THE LEGEND OF THE HAND OF THE MEDICINE MAN
There was a time, long ago, when people lived around
Kejimkujik Lake. For a long time all was well, and the people lived off
the land, hunting and fishing, and gathering plants, roots, berries and
nuts, each in their season. The Elders took care of the children,
telling them the old stories and passing on their wisdom and knowledge
of the land and of their way of life. A child was considered a precious
gift to any village, for they would grow up to one day nurture and
protect the people of that village.
Unfortunately, there came a time when a mysterious sickness came to the
village. The young were the ones who suffered the most, and the plague
claimed the lives of many of the village's children. The villagers
looked to the their medicine people, and to those in the surrounding
area, but none of them were able to find the medicines that would cure
It was said that a powerful medicine man lived in a village that lay far
off in the direction of the setting sun. The chief of the village sent
runners to the west, hoping this medicine man would be able to help the
children of the village. The runners ran for days until they reached the
next village, and then new runners would take their place, carrying
their message further and further west, until they finally arrived at
the village where this medicine man lived. He listened to their request,
and agreed to help them.
When this medicine man finally reached the village at Kejimkujik Lake,
there was much sadness, for many children had been lost. The medicine
man immediately went into ceremony, sending his spirit journeying into
the Spirit World. He was accompanied by the powerful Mi'kmaw Spirit
Guide Muin, the black bear, the traditional keeper of medicine
knowledge, and together they sought the cure they needed. At last, after
seven long days, a spirit came forward with the knowledge they needed.

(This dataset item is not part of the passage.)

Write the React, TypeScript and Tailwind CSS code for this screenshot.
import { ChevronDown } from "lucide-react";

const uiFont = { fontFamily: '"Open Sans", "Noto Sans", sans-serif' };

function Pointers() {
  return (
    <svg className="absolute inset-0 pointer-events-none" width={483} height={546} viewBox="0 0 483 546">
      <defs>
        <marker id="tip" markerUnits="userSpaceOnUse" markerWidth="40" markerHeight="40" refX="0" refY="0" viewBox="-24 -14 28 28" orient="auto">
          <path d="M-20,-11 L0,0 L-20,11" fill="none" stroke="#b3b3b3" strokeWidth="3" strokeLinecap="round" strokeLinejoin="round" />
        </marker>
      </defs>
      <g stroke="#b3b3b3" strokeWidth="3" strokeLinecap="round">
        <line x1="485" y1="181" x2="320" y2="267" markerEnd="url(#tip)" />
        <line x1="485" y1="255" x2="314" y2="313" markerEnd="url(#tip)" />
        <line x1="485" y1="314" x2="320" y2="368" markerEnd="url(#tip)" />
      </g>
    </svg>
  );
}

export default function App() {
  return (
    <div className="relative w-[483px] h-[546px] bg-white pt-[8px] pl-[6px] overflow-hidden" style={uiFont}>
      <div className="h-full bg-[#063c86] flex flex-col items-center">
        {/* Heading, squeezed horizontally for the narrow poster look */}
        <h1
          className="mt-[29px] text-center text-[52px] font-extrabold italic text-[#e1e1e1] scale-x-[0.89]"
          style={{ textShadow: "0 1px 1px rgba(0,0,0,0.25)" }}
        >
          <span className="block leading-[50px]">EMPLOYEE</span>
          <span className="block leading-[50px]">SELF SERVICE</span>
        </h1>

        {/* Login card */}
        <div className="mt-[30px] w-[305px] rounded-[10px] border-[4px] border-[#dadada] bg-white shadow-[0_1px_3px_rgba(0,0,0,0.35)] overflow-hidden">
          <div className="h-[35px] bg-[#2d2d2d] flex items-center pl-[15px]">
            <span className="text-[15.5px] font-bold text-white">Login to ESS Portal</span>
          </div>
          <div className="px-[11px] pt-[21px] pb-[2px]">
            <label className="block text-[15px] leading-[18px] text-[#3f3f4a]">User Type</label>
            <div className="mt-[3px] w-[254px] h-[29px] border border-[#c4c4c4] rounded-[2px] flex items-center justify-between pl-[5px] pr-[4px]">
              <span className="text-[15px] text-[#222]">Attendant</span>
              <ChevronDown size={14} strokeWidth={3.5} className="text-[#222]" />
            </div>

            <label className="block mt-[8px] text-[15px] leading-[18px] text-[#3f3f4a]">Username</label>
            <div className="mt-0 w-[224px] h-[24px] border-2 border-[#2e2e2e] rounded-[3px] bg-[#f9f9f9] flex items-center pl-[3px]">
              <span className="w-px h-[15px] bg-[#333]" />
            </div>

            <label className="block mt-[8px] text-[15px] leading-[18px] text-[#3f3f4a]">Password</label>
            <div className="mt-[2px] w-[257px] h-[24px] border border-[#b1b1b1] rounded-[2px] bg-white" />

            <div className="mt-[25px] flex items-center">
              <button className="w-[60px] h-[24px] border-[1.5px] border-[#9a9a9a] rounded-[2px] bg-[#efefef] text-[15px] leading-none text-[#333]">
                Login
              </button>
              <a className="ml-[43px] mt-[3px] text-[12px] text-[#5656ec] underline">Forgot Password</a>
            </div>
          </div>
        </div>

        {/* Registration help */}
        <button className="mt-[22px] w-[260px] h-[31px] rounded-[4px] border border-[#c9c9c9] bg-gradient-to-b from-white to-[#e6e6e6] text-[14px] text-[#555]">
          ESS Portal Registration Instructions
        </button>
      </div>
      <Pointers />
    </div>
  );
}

The medicine man immediately went into the woods, seeking the plants
that were needed to make the medicine. Following the instructions he had
been given, he made the medicine and took it back to the village, where
it was given to the children. Within a few days, the medicine began to
take effect, and the children began to recover.

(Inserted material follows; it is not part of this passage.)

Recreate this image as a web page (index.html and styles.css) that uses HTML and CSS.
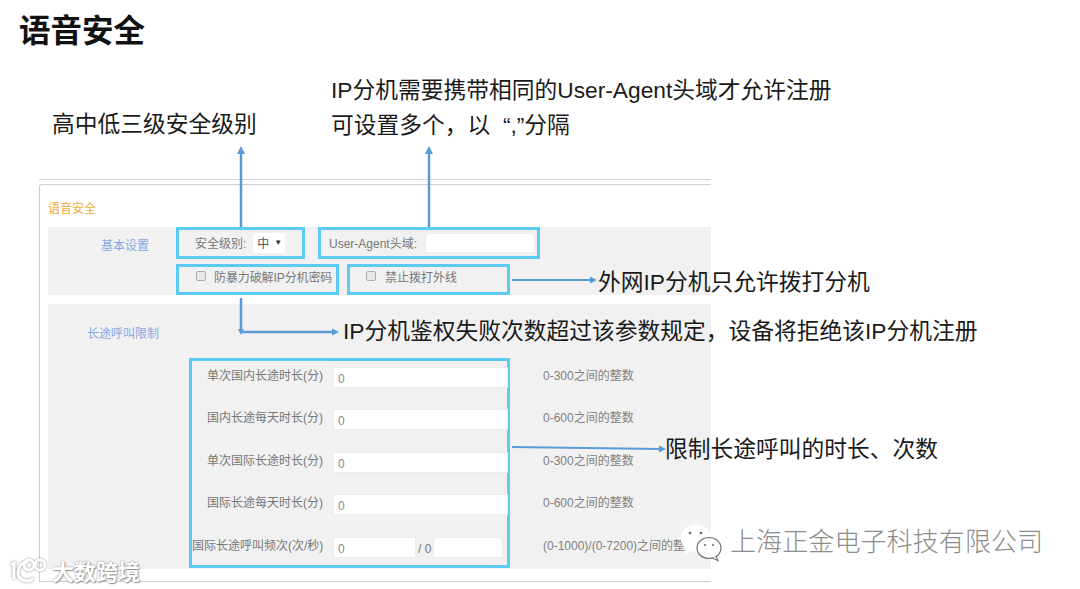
FILE: index.html
```html
<!DOCTYPE html>
<html lang="zh-CN">
<head>
<meta charset="utf-8">
<title>语音安全</title>
<link rel="stylesheet" href="styles.css">
</head>
<body>
<main class="slide">
  <h1 class="slide-title">语音安全</h1>

  <div class="rule"></div>
  <section class="panel">
    <h2 class="panel-title">语音安全</h2>

    <div class="block block-basic">
      <div class="block-label">基本设置</div>
      <div class="basic-rows">
        <div class="basic-row">
          <div class="box box-level">
            <span>安全级别:</span>
            <span class="select">中<i class="caret">▼</i></span>
          </div>
          <div class="box box-agent">
            <span>User-Agent头域:</span>
            <span class="field field-agent"></span>
          </div>
        </div>
        <div class="basic-row basic-row-checks">
          <label class="box box-brute"><span class="check"></span>防暴力破解IP分机密码</label>
          <label class="box box-outbound"><span class="check"></span>禁止拨打外线</label>
        </div>
      </div>
    </div>

    <div class="block block-long">
      <div class="block-label block-label-long">长途呼叫限制</div>
      <div class="box box-limits">
        <div class="limit-row"><span class="limit-name">单次国内长途时长(分)</span><span class="field field-wide">0</span></div>
        <div class="limit-row"><span class="limit-name">国内长途每天时长(分)</span><span class="field field-wide">0</span></div>
        <div class="limit-row"><span class="limit-name">单次国际长途时长(分)</span><span class="field field-wide">0</span></div>
        <div class="limit-row"><span class="limit-name">国际长途每天时长(分)</span><span class="field field-wide">0</span></div>
        <div class="limit-row"><span class="limit-name">国际长途呼叫频次(次/秒)</span><span class="field field-half">0</span><span class="slash">/ 0</span><span class="field field-third"></span></div>
      </div>
      <div class="hints">
        <div class="hint">0-300之间的整数</div>
        <div class="hint">0-600之间的整数</div>
        <div class="hint">0-300之间的整数</div>
        <div class="hint">0-600之间的整数</div>
        <div class="hint">(0-1000)/(0-7200)之间的整数</div>
      </div>
    </div>
  </section>

  <svg class="arrows" width="1080" height="589" viewBox="0 0 1080 589" aria-hidden="true">
    <g fill="none" stroke="#5b9bd5" stroke-width="2.500">
      <path d="M241 227V152"/>
      <path d="M429 227V152"/>
      <path d="M241 298V332H333"/>
    </g>
    <g fill="none" stroke="#5b9bd5" stroke-width="2">
      <path d="M512 280H592"/>
      <path d="M512 447L660 449"/>
    </g>
    <g fill="#5b9bd5">
      <path d="M241 146l-4 8h8z"/>
      <path d="M429 146l-4 8h8z"/>
      <path d="M597 280l-7-3.500v7z"/>
      <path d="M339 332l-7-3.500v7z"/>
      <path d="M666 449l-7-3.500v7z"/>
      <path d="M241 335l-3-6h6z"/>
    </g>
  </svg>

  <p class="callout callout-level">高中低三级安全级别</p>
  <p class="callout callout-agent">IP分机需要携带相同的User-Agent头域才允许注册<br>可设置多个，以&nbsp;&nbsp;“,”分隔</p>
  <p class="callout callout-outbound">外网IP分机只允许拨打分机</p>
  <p class="callout callout-brute">IP分机鉴权失败次数超过该参数规定，设备将拒绝该IP分机注册</p>
  <p class="callout callout-limits">限制长途呼叫的时长、次数</p>

  <div class="mark-company">
    <svg class="mark-wechat" width="46" height="40" viewBox="0 0 46 40" aria-hidden="true">
      <ellipse cx="16" cy="15" rx="15.500" ry="13.500" fill="#fff"/>
      <path d="M6 25l-1 6 7-3z" fill="#fff"/>
      <circle cx="10" cy="10" r="1.300" fill="#666"/>
      <circle cx="21" cy="10" r="1.300" fill="#666"/>
      <ellipse cx="29" cy="25" rx="12" ry="10.500" fill="#fff" stroke="#777" stroke-width="1.200"/>
      <path d="M36 33.500l2 4-6-2.500" fill="#fff" stroke="#777" stroke-width="1.200"/>
      <circle cx="25" cy="22" r="1" fill="#666"/>
      <circle cx="33" cy="22" r="1" fill="#666"/>
    </svg>
    <span class="mark-company-name">上海正金电子科技有限公司</span>
  </div>

  <div class="mark-source">
    <svg class="mark-logo" width="42" height="28" viewBox="0 0 42 28" aria-hidden="true">
      <g fill="none" stroke="#fff" stroke-width="3">
        <path d="M3 9l3-2v16"/>
        <path d="M20 6C12 6 10 13 10 17c0 5 4 8 9 8 3 0 5-1 6-3"/>
        <circle cx="21" cy="9" r="5"/>
        <circle cx="32" cy="9" r="5"/>
      </g>
    </svg>
    <span class="mark-source-name">大数跨境</span>
  </div>
</main>
</body>
</html>
```
FILE: styles.css
```css
* { box-sizing: border-box; }
html, body { margin: 0; padding: 0; background: #fff; }
body { font-family: "Liberation Sans", "Noto Sans CJK SC", sans-serif; }

.slide {
  position: relative;
  width: 1080px;
  height: 589px;
  overflow: hidden;
  padding-top: 179px;
}

.slide-title {
  position: absolute;
  left: 19px;
  top: 6px;
  margin: 0;
  font-family: "Noto Sans CJK SC", sans-serif;
  font-size: 31.500px;
  line-height: 44px;
  font-weight: 700;
  color: #111;
}

.rule {
  width: 672px;
  margin-left: 39px;
  margin-bottom: 4px;
  border-top: 1px solid #d4d4d4;
}

.panel {
  width: 672px;
  height: 398px;
  margin-left: 39px;
  border: 1px solid #cfcfcf;
  border-right: 0;
  border-radius: 3px 0 0 0;
  overflow: hidden;
  font-size: 12px;
  color: #777;
}

.panel-title {
  margin: 0;
  height: 42px;
  padding: 16px 0 0 8px;
  font-size: 12px;
  line-height: 16px;
  font-weight: 400;
  color: #f0a93c;
}

.block {
  display: flex;
  margin-left: 8px;
  background: #f1f1f1;
}

.block-basic { height: 68px; margin-bottom: 9px; }
.block-long { height: 265px; }

.block-label {
  flex: none;
  width: 128px;
  padding: 11px 0 0 53px;
  line-height: 16px;
  color: #86a7e6;
}

.block-label-long {
  width: 141px;
  padding: 22px 0 0 39px;
}

.basic-rows { display: flex; flex-direction: column; gap: 5px; }
.basic-row { display: flex; gap: 13px; height: 32px; }
.basic-row-checks { gap: 8px; }

.box {
  flex: none;
  display: flex;
  align-items: center;
  border: 3px solid #5ccbf2;
}

.box-level { width: 129px; padding-left: 16px; gap: 7px; }
.box-agent { width: 222px; padding-left: 8px; gap: 8px; }
.box-brute { width: 163px; padding: 0 0 6px 17px; letter-spacing: -0.100px; }
.box-outbound { width: 163px; padding: 0 0 6px 16px; }

.select {
  display: flex;
  align-items: center;
  width: 32px;
  height: 20px;
  padding-left: 4px;
  background: #fff;
  color: #555;
}

.caret {
  margin-left: 5px;
  font-size: 8px;
  font-style: normal;
  color: #333;
}

.field {
  flex: none;
  display: block;
  height: 21px;
  padding-left: 4px;
  background: #fff;
  border: 1px solid #ececec;
  color: #888;
  line-height: 22px;
}

.field-agent { width: 110px; height: 20px; }
.field-wide { width: 175px; }
.field-half { width: 83px; }
.field-third { width: 70px; }

.check {
  flex: none;
  width: 10px;
  height: 10px;
  margin-right: 8px;
  background: #e9e9e9;
  border: 1px solid #adadad;
  border-radius: 2px;
}

.box-outbound .check { margin-right: 9px; }

.box-limits {
  flex-direction: column;
  align-items: stretch;
  gap: 21.400px;
  width: 321px;
  height: 210px;
  margin-top: 54px;
  padding-top: 6px;
}

.limit-row { display: flex; height: 21px; flex: none; }

.limit-name {
  flex: none;
  width: 131px;
  margin-right: 10px;
  padding-top: 1px;
  text-align: right;
  white-space: nowrap;
  line-height: 16px;
}

.slash { flex: none; margin-left: 2px; width: 15px; line-height: 24px; }

.hints {
  flex: none;
  display: flex;
  flex-direction: column;
  gap: 21.400px;
  width: 168px;
  margin: 64px 0 0 33px;
  overflow: hidden;
}

.hint { flex: none; height: 21px; line-height: 16px; white-space: nowrap; color: #808080; }

.arrows { position: absolute; left: 0; top: 0; }

.callout {
  position: absolute;
  margin: 0;
  font-size: 22.750px;
  line-height: 35px;
  color: #1a1a1a;
  white-space: nowrap;
}

.callout-level { left: 52px; top: 107px; }
.callout-agent { left: 331px; top: 73px; }
.callout-outbound { left: 598px; top: 265px; }
.callout-brute { left: 343px; top: 314px; }
.callout-limits { left: 665px; top: 432px; }

.mark-company { position: absolute; left: 680px; top: 523px; width: 380px; height: 40px; }
.mark-wechat { position: absolute; left: 0; top: 0; }

.mark-company-name {
  position: absolute;
  left: 50px;
  top: -2px;
  font-family: "Noto Sans CJK SC", sans-serif;
  font-size: 26px;
  line-height: 38px;
  font-weight: 300;
  letter-spacing: 0.100px;
  color: #8c8c8c;
  white-space: nowrap;
  text-shadow: 1px 1px 0 #fff, -1px -1px 0 #fff;
}

.mark-source { position: absolute; left: 8px; top: 556px; width: 140px; height: 28px; }
.mark-logo { position: absolute; left: 0; top: 0; filter: drop-shadow(0 0 1px #888); }

.mark-source-name {
  position: absolute;
  left: 44px;
  top: 0;
  font-family: "Noto Sans CJK SC", sans-serif;
  font-size: 22px;
  line-height: 28px;
  font-weight: 700;
  color: #fff;
  white-space: nowrap;
  text-shadow: 0 0 2px #888, 1px 1px 1px #999;
}
```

After waiting another seven days to see that all went well, it was time
for the medicine man to return to his village in the west. Before he
left, he went down to the shores of Kejimkujik Lake, where he went down
on one knee to give thanks to Creator for giving him the ability to help
the young Mi'kmaq children. As he stood, he placed his hand on the slate
outcrop to steady himself, and when he removed his hand they found the
imprint of a child's hand impressed into the slate.
To this day, that image remains on the slate on the shores of Kejimkujik
Lake, as a reminder of how precious the life of a child truly is.